* **Your task**
Every line that includes the word "this" is to be listed.
************
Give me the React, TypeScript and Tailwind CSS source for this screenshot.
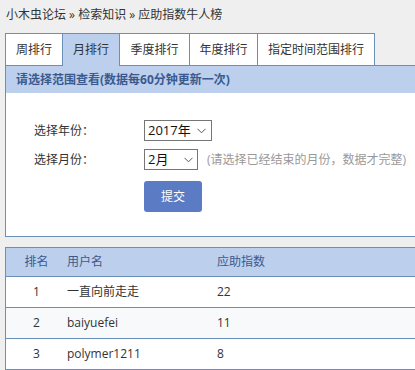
import React from "react";

const font = { fontFamily: '"Open Sans","Noto Sans CJK SC",sans-serif' };

function Chevron() {
  return (
    <svg width="9" height="6" viewBox="0 0 9 6" className="shrink-0">
      <path d="M0.5 0.8 L4.5 4.8 L8.5 0.8" fill="none" stroke="#555" strokeWidth="1" />
    </svg>
  );
}

function Select({ value, width, chevPad }: { value: string; width: string; chevPad: string }) {
  return (
    <div className={`${width} h-[21px] border border-[#767676] bg-white flex items-center justify-between pl-[3px] ${chevPad} text-[13px] text-[#111] leading-none`}>
      <span>{value}</span>
      <Chevron />
    </div>
  );
}

export default function App() {
  const tabs = [
    { t: "周排行", w: "w-[57px]" },
    { t: "月排行", w: "w-[57px]", active: true },
    { t: "季度排行", w: "w-[70px]" },
    { t: "年度排行", w: "w-[68px]" },
    { t: "指定时间范围排行", w: "w-[118px]", last: true },
  ];
  const rows = [
    { r: "1", n: "一直向前走走", s: "22" },
    { r: "2", n: "baiyuefei", s: "11" },
    { r: "3", n: "polymer1211", s: "8" },
  ];
  return (
    <div className="w-[415px] h-[370px] overflow-hidden bg-[#efefef] text-[12px] text-[#333]" style={font}>
      <div className="h-[33px] pl-[6px] pt-[6px] leading-[18px] text-[#333] whitespace-nowrap">
        小木虫论坛 » 检索知识 » 应助指数牛人榜
      </div>
      <div className="ml-[5px] w-[640px]">
        <div className="flex h-[33px]">
          {tabs.map((tab) => (
            <div
              key={tab.t}
              className={`${tab.w} shrink-0 flex items-center justify-center border-t border-l border-[#6a8fb9] ${tab.last ? "border-r" : ""} ${tab.active ? "bg-[#bccfec] text-[#333]" : "bg-white border-b text-[#333]"} whitespace-nowrap`}
            >
              {tab.t}
            </div>
          ))}
          <div className="flex-1 border-b border-[#6a8fb9]" />
        </div>
        <div className="border-l border-r border-b border-[#6a8fb9]">
          <div className="h-[27px] bg-[#bccfec] flex items-center pl-[10px] font-bold text-[#3a5a8f] whitespace-nowrap">
            请选择范围查看(数据每60分钟更新一次)
          </div>
          <div className="bg-white h-[143px] pt-[27px] pl-[28px]">
            <div className="flex items-center h-[21px]">
              <div className="w-[110px]">选择年份：</div>
              <Select value="2017年" width="w-[68px]" chevPad="pr-[5px]" />
            </div>
            <div className="flex items-center h-[21px] mt-[8px]">
              <div className="w-[110px]">选择月份：</div>
              <Select value="2月" width="w-[54px]" chevPad="pr-[4px]" />
              <span className="ml-[9px] text-[#999] whitespace-nowrap">(请选择已经结束的月份，数据才完整)</span>
            </div>
            <div className="mt-[11px] ml-[110px] w-[58px] h-[31px] rounded-[3px] bg-[#5b7cc4] text-white flex items-center justify-center">
              提交
            </div>
          </div>
        </div>
        <div className="mt-[10px] border-l border-r border-t border-[#6a8fb9]">
          <div className="flex h-[29px] items-center bg-[#bccfec] border-b border-[#6a8fb9] text-[#3a5a8f]">
            <div className="w-[61px] text-center">排名</div>
            <div className="w-[150px]">用户名</div>
            <div>应助指数</div>
          </div>
          {rows.map((row, i) => (
            <div
              key={row.r}
              className={`flex h-[31px] items-center border-b border-[#6a8fb9] ${i % 2 === 1 ? "bg-[#f8f9fb]" : "bg-white"}`}
            >
              <div className="w-[61px] text-center">{row.r}</div>
              <div className="w-[150px]">{row.n}</div>
              <div>{row.s}</div>
            </div>
          ))}
        </div>
      </div>
    </div>
  );
}
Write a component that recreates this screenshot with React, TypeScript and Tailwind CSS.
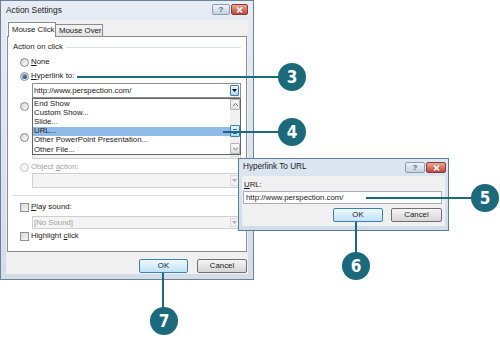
import React from 'react';

function Radio({ checked, disabled }: { checked?: boolean; disabled?: boolean }) {
  return (
    <span
      className={`w-[9px] h-[9px] shrink-0 rounded-full border flex items-center justify-center ${
        disabled ? 'border-[#c6c6c6] bg-[#f4f4f4]' : 'border-[#8a8a8a] bg-linear-to-br from-[#d6d6d6] to-[#fbfbfb]'
      }`}
    >
      {checked && <span className="w-[5px] h-[5px] rounded-full bg-linear-to-br from-[#7fb2e2] to-[#163f78]" />}
    </span>
  );
}

function Check() {
  return <span className="w-[9px] h-[9px] shrink-0 border border-[#8e8f8f] bg-linear-to-br from-[#d9d9d9] to-[#f7f7f7]" />;
}

function Tri({ color }: { color: string }) {
  return (
    <svg width="5" height="3" viewBox="0 0 5 3">
      <path d="M0 0h5L2.5 3z" fill={color} />
    </svg>
  );
}

function Combo({ value, disabled, className }: { value?: string; disabled?: boolean; className: string }) {
  return (
    <div
      className={`ml-[24px] w-[209px] shrink-0 border flex items-stretch ${
        disabled ? 'border-[#cfcfcf] bg-[#f4f4f4] text-[#a3a3a3]' : 'border-[#8e8f8f] bg-white'
      } ${className}`}
    >
      <span className="flex-1 pl-px flex items-center">{value}</span>
      {disabled ? (
        <span className="w-[9px] my-px mr-px border border-[#dadada] bg-[#f2f2f2] flex items-center justify-center">
          <Tri color="#b0b0b0" />
        </span>
      ) : (
        <span className="w-[9px] my-px mr-px rounded-[1px] border border-[#3c7fb1] bg-linear-to-b from-[#eaf6fd] to-[#a9daf5] flex items-center justify-center">
          <Tri color="#000" />
        </span>
      )}
    </div>
  );
}

function Btn({ children, primary, className }: { children: React.ReactNode; primary?: boolean; className: string }) {
  return (
    <div
      className={`h-[14px] rounded-[2px] border flex items-center justify-center ${
        primary
          ? 'border-[#3c7fb1] bg-linear-to-b from-[#eef8fe] to-[#bfe3f7]'
          : 'border-[#707070] bg-linear-to-b from-[#f5f5f5] to-[#d6d6d6]'
      } ${className}`}
    >
      {children}
    </div>
  );
}

function TitleButtons({ help, close }: { help: string; close: string }) {
  return (
    <div className="flex gap-px">
      <div className={`h-[11px] rounded-[2px] border border-[#8c9db3] bg-linear-to-b from-[#eef2f7] to-[#c5d2e1] flex items-center justify-center text-[8px] font-bold text-[#51627a] ${help}`}>
        ?
      </div>
      <div className={`h-[11px] rounded-[2px] border border-[#8a3c33] bg-linear-to-b from-[#e9a596] to-[#c2443a] flex items-center justify-center ${close}`}>
        <svg width="7" height="6" viewBox="0 0 7 6">
          <path d="M1 0.5l5 5M6 0.5l-5 5" stroke="#fff" strokeWidth="1.6" />
        </svg>
      </div>
    </div>
  );
}

function ActionSettings() {
  const items = ['End Show', 'Custom Show...', 'Slide...', 'URL...', 'Other PowerPoint Presentation...', 'Other File...'];

  return (
    <div className="absolute left-0 top-0 w-[254px] h-[280px] border border-[#6e819a] bg-linear-to-b from-[#e6ecf3] to-[#d3dde8] flex flex-col">
      <div className="h-[19px] flex items-start justify-between pl-[5px] pr-[5px] pt-[3px]">
        <span className="text-[8.4px] mt-[2px]">Action Settings</span>
        <TitleButtons help="w-[18px]" close="w-[17px]" />
      </div>

      <div className="mx-[5px] h-[254px] bg-[#f0f0f0] px-px pt-[2px] flex flex-col">
        <div className="relative z-10 -mb-px flex items-end h-[15px] pl-px">
          <div className="h-[15px] w-[48px] bg-white border border-b-0 border-[#898c95] pl-[3px] flex items-center">Mouse Click</div>
          <div className="h-[12px] w-[47px] mb-px border border-l-0 border-b-0 border-[#898c95] bg-linear-to-b from-[#f3f3f3] to-[#e2e2e2] pl-[3px] flex items-center">
            Mouse Over
          </div>
        </div>

        <div className="relative h-[216px] border border-[#898c95] bg-white flex flex-col pt-[4px]">
          <div className="h-[12px] px-[5px] flex items-center gap-[3px]">
            <span>Action on click</span>
            <div className="flex-1 h-px bg-[#d5dfe5]" />
          </div>

          <div className="mt-[3px] h-[12px] pl-[12px] flex items-center gap-[2px]">
            <Radio />
            <span>
              <u>N</u>one
            </span>
          </div>
          <div className="mt-[2px] h-[12px] pl-[12px] flex items-center gap-[2px]">
            <Radio checked />
            <span>
              <u>H</u>yperlink to:
            </span>
          </div>
          <Combo className="mt-px h-[15px]" value="http://www.perspection.com/" />

          {/* run program / run macro rows sit under the open list */}
          <div className="mt-[2px] h-[12px] pl-[12px] flex items-center">
            <Radio />
          </div>
          <div className="mt-[2px] ml-[24px] w-[160px] h-[14px] border border-[#cfcfcf] bg-[#f4f4f4]" />
          <div className="mt-[3px] h-[12px] pl-[12px] flex items-center">
            <Radio />
          </div>
          <Combo className="mt-[2px] h-[14px]" disabled />

          <div className="mt-[2px] h-[12px] pl-[12px] flex items-center gap-[2px]">
            <Radio disabled />
            <span className="text-[#a3a3a3]">
              Object <u>a</u>ction:
            </span>
          </div>
          <Combo className="h-[15px]" disabled />

          <div className="mt-[7px] mx-[5px] h-px bg-[#d5dfe5]" />

          <div className="mt-[5px] h-[12px] pl-[12px] flex items-center gap-[2px]">
            <Check />
            <span>
              <u>P</u>lay sound:
            </span>
          </div>
          <Combo className="mt-[3px] h-[13px]" value="[No Sound]" disabled />
          <div className="mt-px h-[12px] pl-[12px] flex items-center gap-[2px]">
            <Check />
            <span>
              Highlight <u>c</u>lick
            </span>
          </div>

          {/* open drop-down list */}
          <div className="absolute left-[24px] top-[61px] w-[209px] h-[57px] border border-[#646464] bg-white flex">
            <div className="flex-1 flex flex-col pt-[0.5px]">
              {items.map((it) => (
                <div key={it} className={`h-[9.2px] pl-px flex items-center ${it === 'URL...' ? 'bg-[#8fbbe8]' : ''}`}>
                  {it}
                </div>
              ))}
            </div>
            <div className="w-[10px] bg-[#f0f0f0] flex flex-col">
              <div className="h-[11px] border border-[#b5b5b5] rounded-[1px] bg-linear-to-b from-[#f7f7f7] to-[#dedede] flex items-center justify-center">
                <svg width="5" height="3" viewBox="0 0 5 3">
                  <path d="M0 3L2.5 0.5 5 3" fill="none" stroke="#777" strokeWidth="1" />
                </svg>
              </div>
              <div className="mt-[15px] h-[12px] border border-[#3c7fb1] rounded-[1px] bg-linear-to-b from-[#e6f4fc] to-[#a9d8f4] flex flex-col items-center justify-center gap-px">
                <span className="w-[4px] h-px bg-[#3c6a90]" />
                <span className="w-[4px] h-px bg-[#3c6a90]" />
                <span className="w-[4px] h-px bg-[#3c6a90]" />
              </div>
              <div className="mt-auto h-[11px] border border-[#b5b5b5] rounded-[1px] bg-linear-to-b from-[#f7f7f7] to-[#dedede] flex items-center justify-center">
                <svg width="5" height="3" viewBox="0 0 5 3">
                  <path d="M0 0.5L2.5 3 5 0.5" fill="none" stroke="#777" strokeWidth="1" />
                </svg>
              </div>
            </div>
          </div>
        </div>

        <div className="mt-[7px] flex justify-end gap-[9px]">
          <Btn primary className="w-[49px]">
            OK
          </Btn>
          <Btn className="w-[50px]">Cancel</Btn>
        </div>
      </div>
    </div>
  );
}

function HyperlinkDialog() {
  return (
    <div className="absolute left-[238px] top-[158px] w-[211px] h-[73px] border border-[#5f7b9b] bg-linear-to-b from-[#dde7f2] to-[#cfdcea] flex flex-col">
      <div className="h-[17px] flex items-start justify-between pl-[4px] pr-[2px] pt-[3px]">
        <span className="text-[8.2px] mt-px">Hyperlink To URL</span>
        <TitleButtons help="w-[20px] h-[10px]" close="w-[20px] h-[10px]" />
      </div>
      <div className="mx-[3px] h-[50px] bg-[#f0f0f0] px-px pt-[3px] flex flex-col">
        <div className="h-[11px] pl-px flex items-center">
          <span>
            <u>U</u>RL:
          </span>
        </div>
        <div className="mt-px h-[13px] w-[199px] border border-[#abadb3] bg-white pl-[2px] flex items-center">http://www.perspection.com/</div>
        <div className="mt-[4px] pr-[2px] flex justify-end gap-[8px]">
          <Btn primary className="w-[50px]">
            OK
          </Btn>
          <Btn className="w-[51px]">Cancel</Btn>
        </div>
      </div>
    </div>
  );
}

function Badge({ n, className }: { n: string; className: string }) {
  return (
    <div
      className={`absolute w-[28px] h-[28px] rounded-full bg-[#1b6a7b] text-white flex items-center justify-center font-['Liberation_Sans_Narrow','DejaVu_Sans_Condensed',sans-serif] font-bold text-[17px] ${className}`}
    >
      {n}
    </div>
  );
}

export default function App() {
  return (
    <div className="relative w-[500px] h-[338px] overflow-hidden bg-white font-['Liberation_Sans',Arial,sans-serif] text-[7.8px] leading-none text-[#1a1a1a]">
      <ActionSettings />
      <HyperlinkDialog />

      {/* callouts */}
      <div className="absolute left-[77px] top-[76px] w-[202px] h-[2px] bg-[#1b6a7b]" />
      <Badge n="3" className="left-[278px] top-[63px]" />

      <div className="absolute left-[223px] top-[131px] w-[56px] h-[2px] bg-[#1b6a7b]" />
      <Badge n="4" className="left-[278px] top-[118px]" />

      <div className="absolute left-[366px] top-[197px] w-[106px] h-[2px] bg-[#1b6a7b]" />
      <Badge n="5" className="left-[471px] top-[184px]" />

      <div className="absolute left-[355px] top-[222px] w-[2px] h-[32px] bg-[#1b6a7b]" />
      <Badge n="6" className="left-[342px] top-[252px]" />

      <div className="absolute left-[162px] top-[273px] w-[2px] h-[35px] bg-[#1b6a7b]" />
      <Badge n="7" className="left-[150px] top-[307px]" />
    </div>
  );
}
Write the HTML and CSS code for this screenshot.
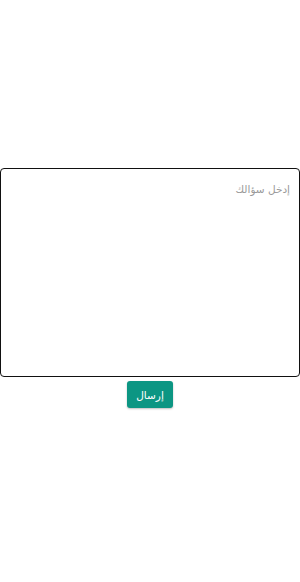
FILE: index.html
```html
<!DOCTYPE html>
<html lang="ar" dir="rtl">
<head>
    <meta charset="UTF-8">
    <meta name="viewport" content="width=device-width, initial-scale=1.0">
    <title>سؤال</title>
    <link rel="stylesheet" href="styles.css">
</head>
<body>
    <div class="wrap">
        <textarea class="question" placeholder="إدخل سؤالك"></textarea>
        <button class="send">إرسال</button>
    </div>
</body>
</html>
```

FILE: styles.css
```css
html, body {
    margin: 0;
    padding: 0;
    height: 100%;
}
body {
    font-family: "DejaVu Sans", sans-serif;
    background: #fff;
}
.wrap {
    display: flex;
    flex-direction: column;
    align-items: center;
    justify-content: center;
    min-height: 100%;
    padding-bottom: 6px;
    box-sizing: border-box;
}
.question {
    display: block;
    width: 100%;
    height: 209px;
    box-sizing: border-box;
    margin: 0;
    padding: 14px 9px;
    border: 1.5px solid #111;
    border-radius: 4px;
    font-family: inherit;
    font-size: 10.5px;
    resize: none;
    outline: none;
}
.question::placeholder {
    color: #9a9a9a;
}
.send {
    margin-top: 4px;
    width: 46px;
    height: 27px;
    padding: 0;
    border: none;
    border-radius: 3px;
    background: #0c9683;
    color: #fff;
    font-family: inherit;
    font-size: 10.5px;
    box-shadow: 0 1px 2px rgba(0,0,0,.25);
}
```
************
* **Answer for the task**
Give me the React, TypeScript and Tailwind CSS source for this screenshot.
Write a component that recreates this screenshot with React, TypeScript and Tailwind CSS.
Write the HTML and CSS code for this screenshot.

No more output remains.